Calanoid copepods are a well-recognized taxonomic group of Crustacea. They were already placed, with one cyclopoid (Scribella) and five calanoid (Acartia, Calanus, Candacia, Euchirus (= Euchaeta), and Pontella) genera, under a single taxonomic unit, the Calanidae, by Dana [1]. Giesbrecht and Sars are the two early principal contributors to the taxonomy of Copepoda, including the Calanoida.

Based on the location of the body articulation, Giesbrecht [2] divided copepods into two groups, the Gymnopleoden and Podopleoden. All copepods, characterized by an articulation between the fifth pedigerous (leg-bearing) somite and genital somite, separating the body into an anterior part (prosome) and a posterior part (urosome), were placed under the suborder Gymnoplea. Podoplea contained all other copepods having this articulation located between the fourth and fifth pedigerous somites. According to the structure of antennules in males, Giesbrecht further divided the Gymnoplea into two tribes, the Amphaskandria (males with both antennules similar) and Heterarthrandria (males with one of the antennules modified).

Sars [3-9], on the other hand, suggested seven distinct types of copepods, Calanus, Harpacticus, Cyclops, Notodelphys, Monstrilla, Caligus, and Lernaea, respectively respresenting seven divisions (Suborders) of the Copepoda, i.e., Calanoida, Harpacticoida, Cyclopoida, Notodelphyoida, Monstrilloida, Caligoida, and Lernaeoida. The Calanoida in Sars [3-9], corresponding to the Gymnoplea in Giesbrecht [2], was divided into three sections: Amphascandria (both antennules in males are alike and only transformed slightly without any genicular structure, in the greater number of the genera the adult males are distinguished by a conspicuous transformation and great reduction in oral parts), Isokerandria (both antennules are without any conspicuous difference and oral part of much the same appearance in the two sexes), and Heterarthrandria (one of the antennules in male similar to that in female, the other peculiarly transformed into a powerful grasping organ).
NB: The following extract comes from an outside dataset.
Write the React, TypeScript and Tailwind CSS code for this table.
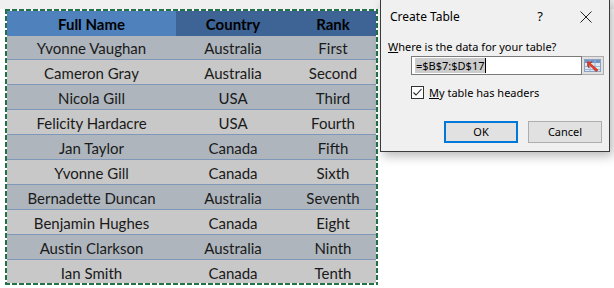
import React from "react";

const rows = [
  ["Yvonne Vaughan", "Australia", "First"],
  ["Cameron Gray", "Australia", "Second"],
  ["Nicola Gill", "USA", "Third"],
  ["Felicity Hardacre", "USA", "Fourth"],
  ["Jan Taylor", "Canada", "Fifth"],
  ["Yvonne Gill", "Canada", "Sixth"],
  ["Bernadette Duncan", "Australia", "Seventh"],
  ["Benjamin Hughes", "Canada", "Eight"],
  ["Austin Clarkson", "Australia", "Ninth"],
  ["Ian Smith", "Canada", "Tenth"],
];

const cell = "flex items-center justify-center pt-[2px]";

function RangeIcon() {
  return (
    <svg width="17" height="13" viewBox="0 0 17 13">
      <rect x="0.5" y="0.5" width="16" height="12" fill="#dfe8f3" stroke="#8aa2c2" />
      <rect x="1" y="1" width="15" height="3" fill="#6f93c4" />
      <path d="M1 7.5H16M1 10.5H16M6 1V12M11 1V12" stroke="#9fb6d4" />
      <path d="M6 4 L14 11 L12 12.5 L5 5.5 L5 9 L3.5 7 L3.5 3 L8 3 Z" fill="#e4412b" stroke="#b32a16" strokeWidth="0.6" />
    </svg>
  );
}

function CreateTableDialog() {
  return (
    <div className="absolute left-[380px] top-[-1px] w-[230px] h-[153px] bg-[#f0f0f0] border border-[#3a3a3a] shadow-[3px_4px_10px_rgba(0,0,0,0.28)] font-['Noto_Sans',sans-serif] text-[11px] text-black">
      <div className="flex items-center h-[33px] pl-[9px] pr-[17px] text-[12px]">
        <span className="flex-1">Create Table</span>
        <span className="mr-[37px] text-[13px]">?</span>
        <svg width="12" height="12" viewBox="0 0 12 12">
          <path d="M0.5 0.5L11.5 11.5M11.5 0.5L0.5 11.5" stroke="#222" strokeWidth="1" />
        </svg>
      </div>
      <div className="pl-[7px] h-[16px] leading-[16px] mt-[6px]">
        <span className="underline">W</span>here is the data for your table?
      </div>
      <div className="flex ml-[30px] mt-[1px] h-[19px] w-[193px]">
        <div className="flex-1 flex items-center bg-white border border-[#7a7a7a] pl-[3px]">
          <span className="bg-[#cccccc] leading-[15px] px-[1px]">=$B$7:$D$17</span>
          <span className="w-px h-[15px] bg-black" />
        </div>
        <div className="w-[22px] flex items-center justify-center bg-[#e1e1e1] border border-l-0 border-[#adadad]">
          <RangeIcon />
        </div>
      </div>
      <div className="flex items-center ml-[30px] mt-[11px] h-[13px] gap-[5px]">
        <div className="w-[13px] h-[13px] border border-[#333] bg-white flex items-center justify-center">
          <svg width="11" height="11" viewBox="0 0 11 11">
            <path d="M1.5 5.5L4 8L9.5 2" fill="none" stroke="#222" strokeWidth="1.1" />
          </svg>
        </div>
        <span className="leading-[13px]">
          <span className="underline">M</span>y table has headers
        </span>
      </div>
      <div className="flex ml-[63px] mt-[22px] gap-[10px]">
        <div className="w-[74px] h-[22px] flex items-center justify-center bg-[#e1e1e1] border-2 border-[#0078d7]">
          OK
        </div>
        <div className="w-[74px] h-[22px] flex items-center justify-center bg-[#e1e1e1] border border-[#adadad]">
          Cancel
        </div>
      </div>
    </div>
  );
}

export default function App() {
  return (
    <div className="relative w-[614px] h-[288px] bg-white overflow-hidden">
      <div className="h-[9px] bg-[#f0f0f0]" />
      <div className="ml-[5px] w-[373px] h-[276px] p-[2px] bg-white [background:repeating-linear-gradient(90deg,#217346_0_5px,#ffffff_5px_7px)_0_0/100%_2px_no-repeat,repeating-linear-gradient(90deg,#217346_0_5px,#ffffff_5px_7px)_0_100%/100%_2px_no-repeat,repeating-linear-gradient(180deg,#217346_0_5px,#ffffff_5px_7px)_0_0/2px_100%_no-repeat,repeating-linear-gradient(180deg,#217346_0_5px,#ffffff_5px_7px)_100%_0/2px_100%_no-repeat,#ffffff]">
        <div className="h-full overflow-hidden font-['Lato',sans-serif] text-[15px] text-[#1a1a1a]">
          <div className="grid grid-cols-[169px_114px_86px] h-[24px] border-b border-[#93aacb] font-bold text-black">
            <div className={`${cell} bg-[#4f81bd]`}>Full Name</div>
            <div className={`${cell} bg-[#3e6395]`}>Country</div>
            <div className={`${cell} bg-[#3e6395]`}>Rank</div>
          </div>
          {rows.map((r, i) => (
            <div
              key={i}
              className={`grid grid-cols-[169px_114px_86px] h-[25px] border-b border-[#7f98ba] ${
                i % 2 === 0 ? "bg-[#aeb5bc]" : "bg-[#c8c8c8]"
              }`}
            >
              <div className={cell}>{r[0]}</div>
              <div className={cell}>{r[1]}</div>
              <div className={cell}>{r[2]}</div>
            </div>
          ))}
        </div>
      </div>
      <CreateTableDialog />
    </div>
  );
}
Modifications of classification within the Calanoida have then been proposed and were reviewed by Huy & Boxshall [10]. In 1974, Andronov [11] proposed the phylogenetic relationships of the higher taxa within the Order Calanoida, and included nine superfamilies: Augapatiloidea, Bathypontioidea, Centropagoidea, Eucalanoidea, Megacalanoidea, Platycopioidea, Pseudocyclopoidea, Pseudocalanoidea, and Riocalanoidea. As the results of Andronov’s [12] change of names of some superfamilies to conform with the International Code of Zoological Nomenclature and subsequently Boxshall and Halsey’s [13] amendment, the Order Calanoida now consists of ten superfamilies and 43 families (30 families, highlighted in red color, present in the China seas).

1. Superfamily Arietelloidea Sars, 1902 (changed from Augaptiloidea) (24, 134)

Family Arietellidae Sars, 1902 (4; 16)

Family Augaptilidae Sars, 1902 (7; 45)

Family Discoidae Gordejeva, 1975

Family Heterorhabdidae Sars, 1902 (7; 36)

Family Hyperbionychidae Ohtskua, Roe et Boxshall, 1993

Family Lucicutiidae Sars, 1902 (1; 20)

Family Metridinidae Sars, 1902 (3; 17)

Family Nullosetigeridae Ohtsuka, Imabayashi et Suh, 1999 (1; 6)

2. Superfamily Bathypontioidea Brodsky, 1950 (1, 7)

Family Bathypontiidae Brodsky, 1950 (1; 7)

3. Superfamily Calanoidea Dana, 1846 (17, 46)

Family Calanidae Dana, 1846 (8; 14)

Family Megacalanidae Sewell, 1947 (2; 3)

Family Paracalanidae Giesbrecht, 1893 (7; 29)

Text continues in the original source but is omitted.